[HarfBuzz] hangul shaper patches

Mon Jan 20 12:30:54 PST 2014

On 20/1/14 15:26, Dohyun Kim wrote:

>
> I just have tested this kind of input string and the result is a
> little disappointing:
> Input string <U+1107,U+1109,U+1110,U+1161> does not rendered well. The
> output of current (patched) harfbuzz with UnBatang font is
> [uni1121=0+1024|uniD0C0=2+1024], the expected output being
> [uniA972.xxxx|uni1161.xxxx]

IIRC, <U+1107,U+1109,U+1110> is *not* canonically equivalent to U+A972, 
even though it may be perfectly logical to spell the complex jamo as a 
sequence of simpler jamo letters.

>
> The reason seems to be that we are currently applying "ccmp" opentype
> feature too late. If "ccmp" feature could be applied before the
> process of hangul shaper, the issue would disappear.

Currently, this example fails because the pair <U+1110,U+1161> gets 
composed to U+D0C0 during the preprocess_text function, and so by the 
time any OpenType features are applied, it's too late.

Fixing this is tricky within the current structure of the shaper, as the 
main hangul shaper function needs to run before we map the Unicode 
characters to glyphs, but the ccmp feature needs to run after the 
default char-to-glyph mapping has been done.

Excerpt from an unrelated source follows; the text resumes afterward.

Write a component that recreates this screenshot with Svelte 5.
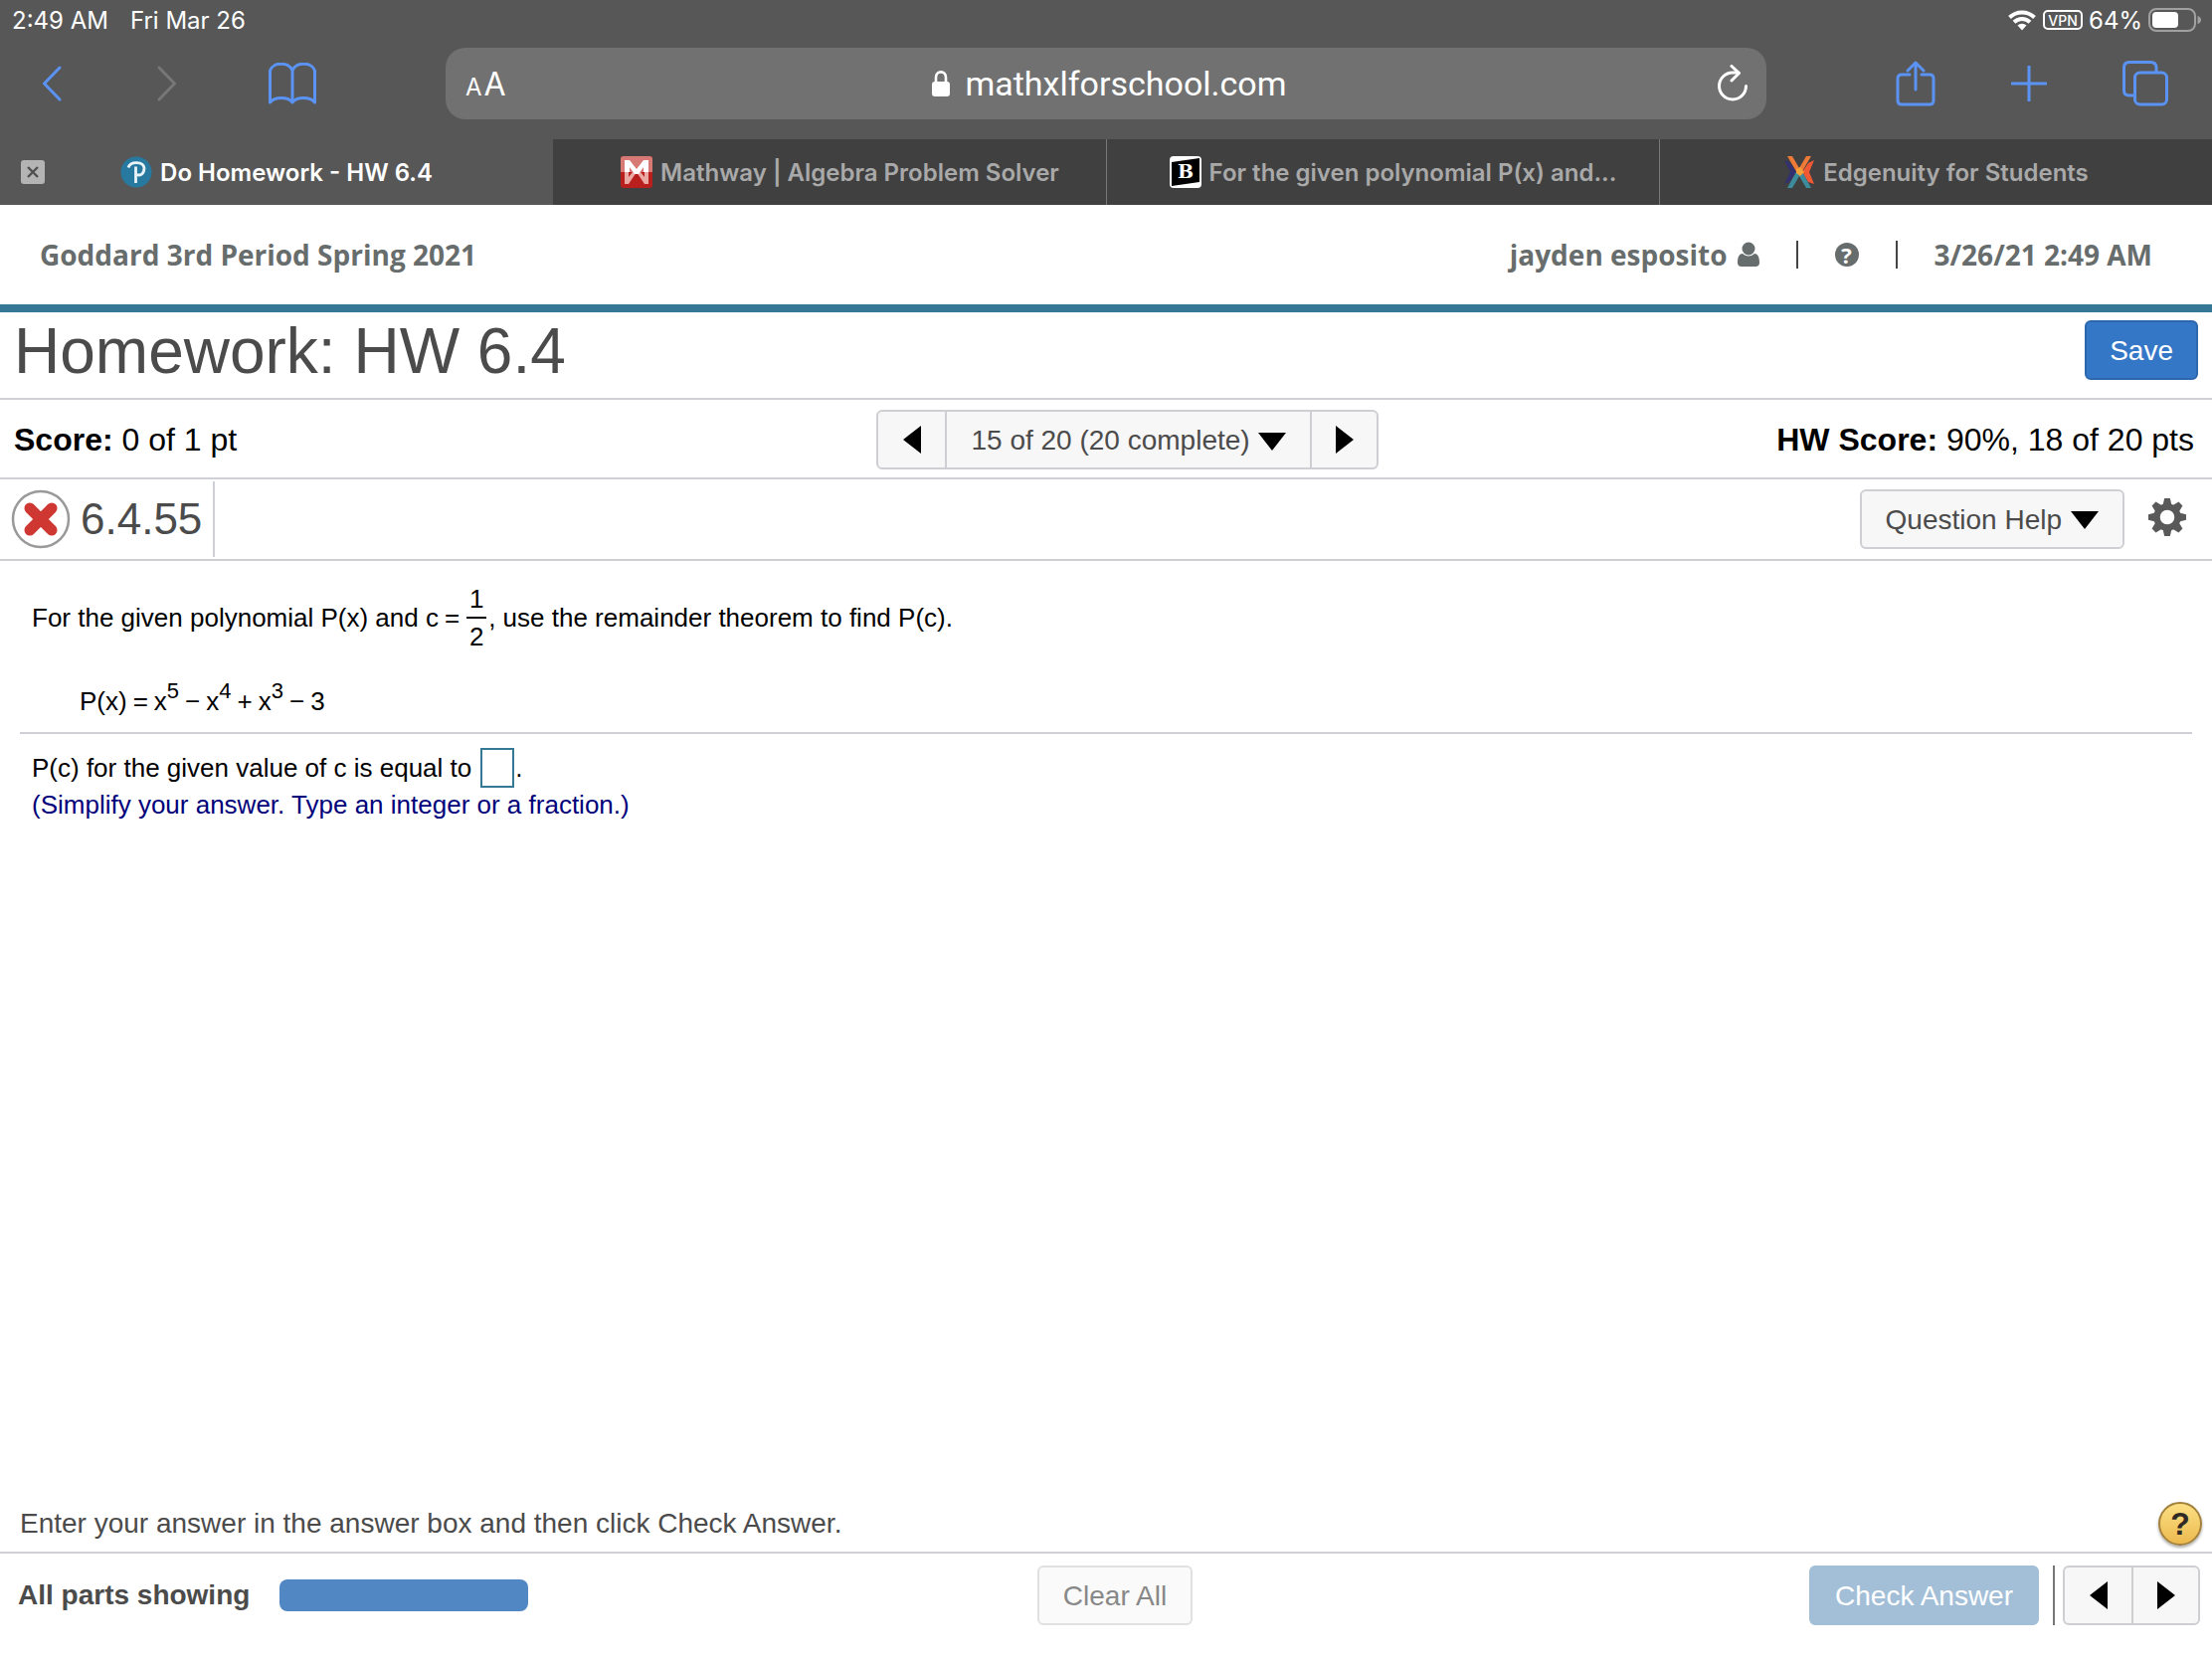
<script>
  let question = $state('15');
  let answer = $state('');
  const teeth = [0, 45, 90, 135, 180, 225, 270, 315];
  const terms = [
    { op: '=', power: '5' },
    { op: '−', power: '4' },
    { op: '+', power: '3' }
  ];
</script>

<div class="screen">
  <header class="browser">
    <div class="status">
      <span>2:49 AM</span>
      <span class="date">Fri Mar 26</span>
      <div class="indicators">
        <svg width="30" height="22" viewBox="0 0 30 22" aria-label="Wi-Fi">
          <g fill="none" stroke="#fff" stroke-width="4">
            <path d="M2.5 8.5 A18 18 0 0 1 27.500 8.5" />
            <path d="M7 13.300 A11.500 11.500 0 0 1 23 13.300" />
          </g>
          <path d="M10.500 16.500 A6.500 6.500 0 0 1 19.500 16.500 L15 21.500 Z" fill="#fff" />
        </svg>
        <span class="vpn">VPN</span>
        <span class="percent">64%</span>
        <svg width="54" height="26" viewBox="0 0 54 26" aria-label="Battery">
          <rect x="1" y="2" width="46" height="22" rx="7" fill="none" stroke="#a0a0a0" stroke-width="2" />
          <rect x="4" y="5" width="26" height="16" rx="4" fill="#fff" />
          <path d="M49.500 9 Q53 10 53 13 Q53 16 49.500 17 Z" fill="#a0a0a0" />
        </svg>
      </div>
    </div>

    <div class="toolbar">
      <div class="tools left">
        <button aria-label="Back">
          <svg width="20" height="36" viewBox="0 0 20 36"><path d="M18 2 L2.500 18 L18 34" /></svg>
        </button>
        <button class="dim" aria-label="Forward">
          <svg width="20" height="36" viewBox="0 0 20 36"><path d="M2 2 L17.500 18 L2 34" /></svg>
        </button>
        <button aria-label="Bookmarks">
          <svg width="48" height="42" viewBox="0 0 48 42">
            <path d="M24 40 C20 34 6 34 1.500 40 V8 C4 -1 21 -1 24 8 C27 -1 44 -1 46.500 8 V40 C42 34 28 34 24 40 V8" />
          </svg>
        </button>
      </div>
      <div class="address">
        <button class="reader" aria-label="Text size"><small>A</small><span>A</span></button>
        <button class="location">
          <svg width="20" height="28" viewBox="0 0 20 28">
            <rect x="1" y="12" width="18" height="15" rx="3" fill="#fff" />
            <path d="M5 13 V8 C5 0.500 15 0.500 15 8 V13" fill="none" stroke="#fff" stroke-width="2.600" />
          </svg>
          mathxlforschool.com
        </button>
        <button class="reload" aria-label="Reload">
          <svg width="32" height="38" viewBox="0 0 32 38">
            <path d="M29.500 21.500 A13.500 13.500 0 1 1 16 8 L22 8" />
            <path d="M15 1.500 L22.500 8.500 L15 16" />
          </svg>
        </button>
      </div>
      <div class="tools right">
        <button aria-label="Share">
          <svg width="40" height="46" viewBox="0 0 40 46">
            <path d="M14 14 H6 Q2 14 2 18 V40 Q2 44 6 44 H34 Q38 44 38 40 V18 Q38 14 34 14 H26" />
            <path d="M20 29 V2.500 M12 10 L20 2 L28 10" />
          </svg>
        </button>
        <button aria-label="New tab">
          <svg width="36" height="36" viewBox="0 0 36 36"><path d="M18 1 V35 M1 18 H35" /></svg>
        </button>
        <button aria-label="All tabs">
          <svg width="46" height="46" viewBox="0 0 46 46">
            <rect x="12.500" y="12" width="32" height="32" rx="5" />
            <path d="M12 35 H7 Q1.500 35 1.500 30 V7 Q1.500 1.500 7 1.500 H28 Q34 1.500 34 7 V11" />
          </svg>
        </button>
      </div>
    </div>

    <nav class="tabs">
      <div class="tab active">
        <button class="close" aria-label="Close tab">
          <svg width="14" height="14" viewBox="0 0 14 14"><path d="M2 2 L12 12 M12 2 L2 12" stroke="#505050" stroke-width="2.400" /></svg>
        </button>
        <a href="#homework">
          <svg width="32" height="32" viewBox="0 0 32 32">
            <circle cx="16" cy="16" r="15.500" fill="#28799f" />
            <path d="M8 11.500 C10 5 23 5 24 12 C24 18 20 20 15.500 18.500" fill="none" stroke="#e8f4f8" stroke-width="2.800" />
            <path d="M15.500 10.500 V27" stroke="#e8f4f8" stroke-width="2.800" />
          </svg>
          Do Homework - HW 6.4
        </a>
      </div>
      <div class="tab inset">
        <a href="#mathway">
          <svg width="32" height="32" viewBox="0 0 32 32">
            <rect width="32" height="32" rx="3" fill="#b9201d" />
            <path d="M0 16 V3 Q0 0 3 0 H29 Q32 0 32 3 V16 Z" fill="#d87975" />
            <path d="M4 16 V28 H8 L16 16 L24 28 H28 V16 H24 V21 L20 16 H12 L8 21 V16 Z" fill="#eba9a6" />
            <path d="M4 16 V4 H9 L16 13 L23 4 H28 V16 H23 V11 L18 18 H14 L9 11 V16 Z" fill="#fff" />
          </svg>
          Mathway | Algebra Problem Solver
        </a>
      </div>
      <div class="tab inset">
        <a href="#brainly">
          <svg width="32" height="32" viewBox="0 0 32 32">
            <rect width="32" height="32" rx="4" fill="#fff" />
            <path d="M2 6 L30 2 V26 L2 30 Z" fill="#000" />
            <text x="16" y="22" text-anchor="middle" class="mark">B</text>
          </svg>
          For the given polynomial P(x) and...
        </a>
      </div>
      <div class="tab">
        <a href="#edgenuity">
          <svg width="32" height="32" viewBox="0 0 32 32">
            <path d="M1 4 L6 6 L13 16 L6 26 L1 28 L7 16 Z" fill="#33306f" />
            <path d="M31 4 L25 7 L19 16 L25 26 L31 28 L26 16 Z" fill="#ef5a35" />
            <path d="M4 0 L9 0 L16 12 L23 0 L28 0 L18 17 L14 17 Z" fill="#ee7a38" />
            <path d="M14 14 H18 L28 32 H23 L16 20 L9 32 H4 Z" fill="#3d8c9d" />
            <path d="M13 13 L17 11 L21 16 L17 20 L13 17 Z" fill="#f3a23a" />
          </svg>
          Edgenuity for Students
        </a>
      </div>
    </nav>
  </header>

  <div class="course">
    <span>Goddard 3rd Period Spring 2021</span>
    <div class="account">
      <a class="user" href="#account">
        jayden esposito
        <svg width="22" height="26" viewBox="0 0 22 26">
          <circle cx="11" cy="7" r="6.500" fill="#676c6c" />
          <path d="M0 21 C0 15 2 12 5 12 Q11 17 17 12 C20 12 22 15 22 21 Q22 25 18 25 H4 Q0 25 0 21 Z" fill="#676c6c" />
        </svg>
      </a>
      <i></i>
      <a class="help" href="#help" aria-label="Help">?</a>
      <i></i>
      <time>3/26/21 2:49 AM</time>
    </div>
  </div>

  <div class="title">
    <h1>Homework: HW 6.4</h1>
    <button class="btn save">Save</button>
  </div>

  <div class="scores">
    <span><b>Score:</b> 0 of 1 pt</span>
    <div class="group">
      <button aria-label="Previous question">
        <svg width="18" height="28" viewBox="0 0 18 28"><path d="M18 0 V28 L0 14 Z" /></svg>
      </button>
      <div class="picker">
        <select bind:value={question} aria-label="Question">
          <option value="15">15 of 20 (20 complete)</option>
        </select>
        <svg width="28" height="18" viewBox="0 0 28 18"><path d="M0 0 H28 L14 18 Z" /></svg>
      </div>
      <button aria-label="Next question">
        <svg width="18" height="28" viewBox="0 0 18 28"><path d="M0 0 V28 L18 14 Z" /></svg>
      </button>
    </div>
    <span class="end"><b>HW Score:</b> 90%, 18 of 20 pts</span>
  </div>

  <div class="exercise">
    <div class="number">
      <svg width="60" height="60" viewBox="0 0 60 60" aria-label="Incorrect">
        <circle cx="30" cy="30" r="28" fill="#fff" stroke="#999" stroke-width="2.500" />
        <path d="M19 19 L41 41 M41 19 L19 41" stroke="#cf3732" stroke-width="11" stroke-linecap="round" />
      </svg>
      6.4.55
    </div>
    <button class="btn">
      Question Help
      <svg width="28" height="18" viewBox="0 0 28 18"><path d="M0 0 H28 L14 18 Z" /></svg>
    </button>
    <button class="gear" aria-label="Settings">
      <svg width="38" height="38" viewBox="-19 -19 38 38">
        <circle r="10.500" fill="none" stroke="#595959" stroke-width="6.500" />
        {#each teeth as angle}
          <path d="M-4.500 -12 L-2.800 -19 H2.800 L4.500 -12 Z" fill="#595959" transform="rotate({angle})" />
        {/each}
      </svg>
    </button>
  </div>

  <main>
    <div class="problem">
      <p class="sentence">
        <span>For the given polynomial P(x) and c</span>
        <span class="equals">=</span>
        <span class="fraction"><span>1</span><span>2</span></span>
        <span>, use the remainder theorem to find P(c).</span>
      </p>
      <p class="formula">
        P(x){#each terms as term}<span class="op">{term.op}</span>x<sup>{term.power}</sup>{/each}<span class="op">−</span>3
      </p>
    </div>
    <div class="response">
      <label class="sentence">
        <span>P(c) for the given value of c is equal to</span>
        <input bind:value={answer} type="text" />
        <span>.</span>
      </label>
      <p class="note">(Simplify your answer. Type an integer or a fraction.)</p>
    </div>
  </main>

  <div class="hint">
    <span>Enter your answer in the answer box and then click Check Answer.</span>
    <button class="assist" aria-label="Get help">?</button>
  </div>

  <footer>
    <div class="parts"><b>All parts showing</b><div class="bar"></div></div>
    <button class="btn clear">Clear All</button>
    <div class="actions">
      <button class="btn check">Check Answer</button>
      <i></i>
      <div class="group">
        <button aria-label="Previous">
          <svg width="18" height="28" viewBox="0 0 18 28"><path d="M18 0 V28 L0 14 Z" /></svg>
        </button>
        <button aria-label="Next">
          <svg width="18" height="28" viewBox="0 0 18 28"><path d="M0 0 V28 L18 14 Z" /></svg>
        </button>
      </div>
    </div>
  </footer>
</div>

<style>
  * { box-sizing: border-box; }
  button, select, input { font: inherit; color: inherit; margin: 0; padding: 0; border: 0; background: none; border-radius: 0; }
  a { color: inherit; text-decoration: none; }
  p, h1 { margin: 0; font-weight: 400; }
  svg { display: block; flex: none; }
  .screen {
    display: flex; flex-direction: column; min-height: 100vh; background: #fff; color: #4b4b4b;
    font-family: "Liberation Sans", Arial, sans-serif; font-size: 28px;
  }

  .browser { background: #575757; color: #fff; font-family: Inter, sans-serif; font-size: 24px; }
  .status { display: flex; align-items: center; height: 40px; padding: 0 10px 0 12px; }
  .date { margin-left: 22px; }
  .indicators { display: flex; align-items: center; gap: 6px; margin-left: auto; }
  .vpn {
    display: flex; align-items: center; justify-content: center; width: 40px; height: 20px;
    border: 2px solid #fff; border-radius: 5px; font-size: 14px; font-weight: 500;
  }
  .toolbar { display: grid; grid-template-columns: 28fr 83fr 28fr; align-items: center; height: 100px; padding-bottom: 12px; }
  .tools { display: flex; align-items: center; }
  .tools svg { fill: none; stroke: #5b93f4; stroke-width: 3; stroke-linecap: round; stroke-linejoin: round; }
  .tools .dim { padding-left: 4px; }
  .tools .dim svg { stroke: #777; }
  .left { padding-left: 42px; gap: 92px; }
  .right { padding-right: 44px; gap: 76px; justify-content: flex-end; }
  .address {
    display: grid; grid-template-columns: 1fr auto 1fr; align-items: center; height: 72px;
    padding: 0 18px 0 20px; border-radius: 20px; background: #717171;
  }
  .reader { display: flex; align-items: baseline; font-size: 32px; gap: 2px; }
  .reader small { font-size: 24px; }
  .location { display: flex; align-items: center; gap: 14px; padding-left: 4px; font: 34px Roboto, sans-serif; }
  .reload { justify-self: end; }
  .reload svg { fill: none; stroke: #fff; stroke-width: 3; stroke-linecap: round; stroke-linejoin: round; }
  .tabs { display: grid; grid-template-columns: repeat(4, 1fr); height: 66px; font-weight: 600; }
  .tab {
    position: relative; display: flex; align-items: center; justify-content: center;
    background: #404040; color: #a9a9a9; border-left: 1px solid #777;
  }
  .tab a { display: flex; align-items: center; gap: 8px; white-space: nowrap; }
  .tab.active { background: none; color: #fff; border: 0; }
  .tab.active + .tab { border-color: #404040; }
  .tab.inset { padding-left: 20px; }
  .close {
    position: absolute; left: 21px; display: grid; place-items: center; width: 24px; height: 24px;
    border-radius: 3px; background: #b4b4b4;
  }
  .mark { font: bold 19px "DejaVu Serif", serif; fill: #fff; }

  .course {
    display: flex; justify-content: space-between; align-items: center; height: 108px; padding: 0 60px 0 40px;
    border-bottom: 8px solid #357896; color: #676c6c; font: 700 28px "Open Sans", sans-serif;
  }
  .account { display: flex; align-items: center; gap: 37px; }
  .user { display: flex; align-items: center; gap: 10px; }
  .account i { width: 2px; height: 28px; background: #444; }
  .help {
    display: grid; place-items: center; width: 24px; height: 24px; border-radius: 50%;
    background: #676c6c; color: #fff; font-size: 22px; line-height: 24px;
  }

  .title { display: flex; justify-content: space-between; align-items: center; height: 88px; padding: 0 14px; border-bottom: 2px solid #cfcfd6; }
  h1 { font-size: 64px; line-height: 76px; padding-bottom: 8px; }
  .btn {
    display: flex; align-items: center; justify-content: center; gap: 9px; height: 60px; padding: 2px 24px 0;
    border: 2px solid #cfcfd3; border-radius: 6px; background: #f7f7f7; white-space: nowrap;
  }
  .title .save { margin-bottom: 10px; padding: 2px 23px 0; border-color: #2d68ae; background: #3577c7; color: #fff; }

  .scores {
    display: grid; grid-template-columns: 217fr auto 205fr; align-items: center; height: 80px; padding: 2px 18px 0 14px;
    border-bottom: 2px solid #cfcfd6; color: #000; font-size: 32px;
  }
  .end { text-align: right; }
  .group { display: flex; height: 60px; border: 2px solid #cfcfd3; border-radius: 6px; background: #f7f7f7; color: #4b4b4b; font-size: 28px; }
  .group button { display: grid; place-items: center; width: 67px; }
  .group svg { fill: #000; }
  .group > * + * { border-left: 2px solid #cfcfd3; }
  .picker { position: relative; display: flex; }
  .picker select { appearance: none; padding: 0 60px 0 24px; }
  .picker svg { position: absolute; right: 24px; top: 21px; pointer-events: none; }

  .exercise { display: flex; align-items: center; height: 82px; padding: 0 26px 0 11px; border-bottom: 2px solid #cfcfd3; }
  .number {
    display: flex; align-items: center; gap: 10px; height: 76px; margin-right: auto; padding-right: 11px;
    border-right: 2px solid #cfcfd6; font-size: 44px;
  }
  .gear { margin-left: 24px; padding-bottom: 4px; }

  main { flex: 1; padding: 0 20px; color: #000; font-size: 26px; line-height: 30px; }
  .problem { padding: 20px 12px 16px; border-bottom: 2px solid #cfcfd6; }
  .sentence { display: flex; align-items: center; }
  .equals { margin: 0 7px 0 6px; }
  .fraction { display: flex; flex-direction: column; align-items: center; width: 20px; margin-right: 2px; line-height: 28px; }
  .fraction span { padding: 4px 0; }
  .fraction span + span { width: 100%; border-top: 2px solid #000; padding: 0; line-height: 36px; text-align: center; }
  .formula { padding: 32px 0 0 48px; }
  .formula sup { font-size: 22px; line-height: 0; vertical-align: 12px; }
  .op { margin: 0 6px; }
  .response { padding: 14px 12px; }
  input { width: 34px; height: 40px; margin: 0 1px 0 9px; border: 2px solid #357896; background: #fff; text-align: center; }
  .note { padding-top: 2px; color: #00007a; }

  .hint { display: flex; justify-content: space-between; align-items: center; padding: 0 10px 6px 20px; border-bottom: 2px solid #cfcfd6; }
  .assist {
    width: 44px; height: 44px; border: 2px solid #a3803c; border-radius: 50%; color: #302a24;
    background: linear-gradient(#fbdf83, #edba50); box-shadow: 0 2px 3px #aaa; font-size: 32px; font-weight: 700; line-height: 40px;
  }
  footer { display: grid; grid-template-columns: 1025fr auto 1013fr; align-items: center; height: 106px; padding: 0 12px 22px 18px; }
  .parts { display: flex; align-items: center; gap: 30px; }
  .bar { width: 250px; height: 32px; border-radius: 8px; background: #5187c3; }
  .clear { border-color: #e0e0e0; background: #fafafa; color: #888; }
  .actions { display: flex; justify-content: flex-end; align-items: center; }
  .check { border-color: #a3bfd8; background: #a3bfd8; color: #fff; }
  .actions i { width: 2px; height: 60px; margin: 0 8px 0 14px; background: #777; }
</style>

Is this actually important? Note that Windows behaves similarly, and so 
data that has "spelled-out" representations of complex jamos won't work 
there either. AIUI, the recommended practice is to use the precomposed 
Unicode characters such as U+A972 directly - and because these do *not* 
have decompositions, mixing the two forms will lead to confusion and 
problems for users. Perhaps it's better that the non-preferred spelling 
does not render "correctly".

JK